Chroniques politiques

Les élections législatives

Les socialistes s'attendaient à une défaite, ils ont connu la déroute. Usés par une décennie de pouvoir, déconsidérés par les affaires et victimes de l'explosion du chômage qu'ils n'ont pas réussi à juguler, ils ont essuyé, les 21 et 28 mars, l'échec le plus cuisant de leur histoire. Jamais, sous la Ve République, leur représentation parlementaire n'a été aussi faible et, à l'inverse, jamais celle de la droite aussi forte.
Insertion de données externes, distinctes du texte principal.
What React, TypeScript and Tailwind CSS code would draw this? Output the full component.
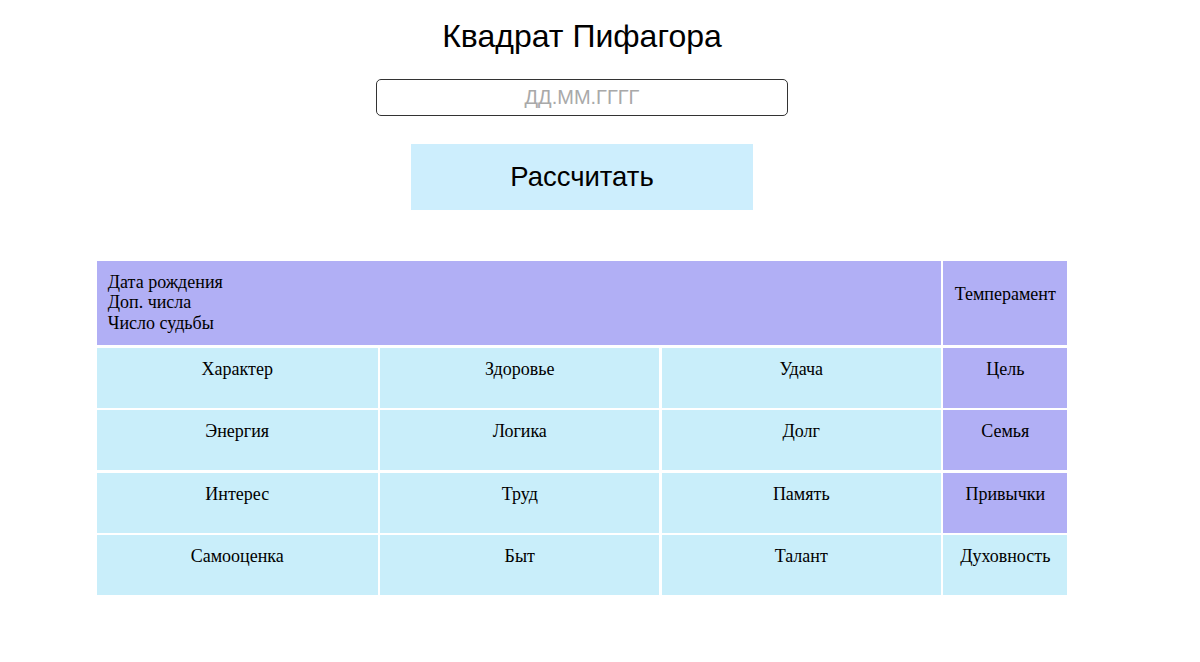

Au lendemain du second tour, la gauche n'est plus qu'un champ de ruines, c'est, comme certains l'ont écrit, l'« alternance par KO ».

Quinze membres du gouvernement de Pierre Bérégovoy vont au tapis, le Premier ministre ne sauvant son siège que de justesse, et des « vedettes » comme Lionel Jospin et Michel Rocard sont remerciées. Dans plus de cinquante départements, la gauche est rayée de la carte. Les bastions traditionnels du Nord, du Midi-Pyrénées et du Limousin, pour ne citer qu'eux, ne résistent pas à la déferlante de la droite. Un véritable séisme. Sans doute des signes avant-coureurs le laissaient-ils présager : les élections cantonales et régionales de mars 1992, notamment, avaient déjà révélé de façon sévère le discrédit de la majorité et, dans une moindre mesure, le piètre résultat du référendum sur Maastricht, en dépit de l'engagement sans réserve du chef de l'État, en témoignait. Mais qui eût imaginé pareille leçon ?

Le scrutin confirme le rejet profond de l'opinion pour le parti du président. Le remplacement, un an auparavant, à l'hôtel Matignon, d'Édith Cresson par l'homme du franc fort, Pierre Bérégovoy, n'a pas réussi à endiguer ce phénomène. L'erreur tactique du PS à ne vouloir en aucun cas rétablir, même partiellement, le scrutin proportionnel a amplifie, sans doute de façon un peu artificielle, mais c'est la loi du majoritaire, le mouvement de balancier. D'autant que les socialistes – deuxième erreur – ont été incapables de nouer à temps, pour le second tour, des alliances solides avec les écologistes. Résultat : des 257 députés PS de l'ancienne Assemblée, la nouvelle n'en compte plus que 53 ! Contre plus de 480 pour le RPR et l'UDF.

Le premier tour, marqué par une abstention relativement forte (31,08 %), voit donc l'effondrement de la gauche. Avec moins de 18 % des suffrages (19,3 % avec le MRG), le PS perd 15 points et près de quatre millions de voix par rapport aux élections de 1988. Aucun de ses candidats n'est élu au soir du 21 mars. Le PC, avec 9,2 %, régresse lui aussi par rapport aux dernières législatives, mais fait légèrement mieux qu'aux régionales. La surprise vient du côté des écologistes. Antoine Waechter pour les Verts et Brice Lalonde pour Génération Écologie, forts des sondages qui les créditent d'importantes intentions de vote, se voyaient déjà jouer les « cadors » (gros bras) dans l'hémicycle. Eux qui espéraient devancer le PS doivent déchanter. Leurs partis ne totalisent pas 8 %. Un recul spectaculaire par rapport aux régionales (14 % en incluant les divers écologistes). Seuls deux des leurs (dont la Verte Dominique Voynet) dépassent la barre de 12.5 % des inscrits, ce qui leur permet d'être présents au second tour. Ils sont victimes du vote utile, de la volatilité de leur électorat, composé en partie par des déçus du socialisme et des dérapages des leaders de celui-ci. La stratégie du « ni-ni » (ni droite ni gauche) s'est révélée hasardeuse.

Avec près de 40 % des suffrages et quelque 10 millions de voix, l'Union pour la France (UPF) triomphe. 90 de ses candidats sont élus dès le premier tour, et la grande majorité des ballottages lui est favorable. C'est un raz de marée. A tel point que, le soir des résultats, devant l'ampleur de ce triomphe, ses leaders se sentent obligés d'afficher à la télévision une modestie peu courante. L'union RPR-UDF, limitée seulement à une poignée de primaires autorisées, a fonctionné au-delà des espérances. Au grand dam de Valéry Giscard d'Estaing, sa formation est devancée par celle de Jacques Chirac. Sans doute, la progression du Front national (12,4 %) empêche-t-elle la droite parlementaire de réaliser un meilleur score. Le parti de Jean-Marie Le Pen s'installe comme la troisième force politique du pays devant les écologistes et les communistes. Une centaine de ses candidats sont en position de se maintenir le 21 mars. Aucun ne sera élu le dimanche suivant.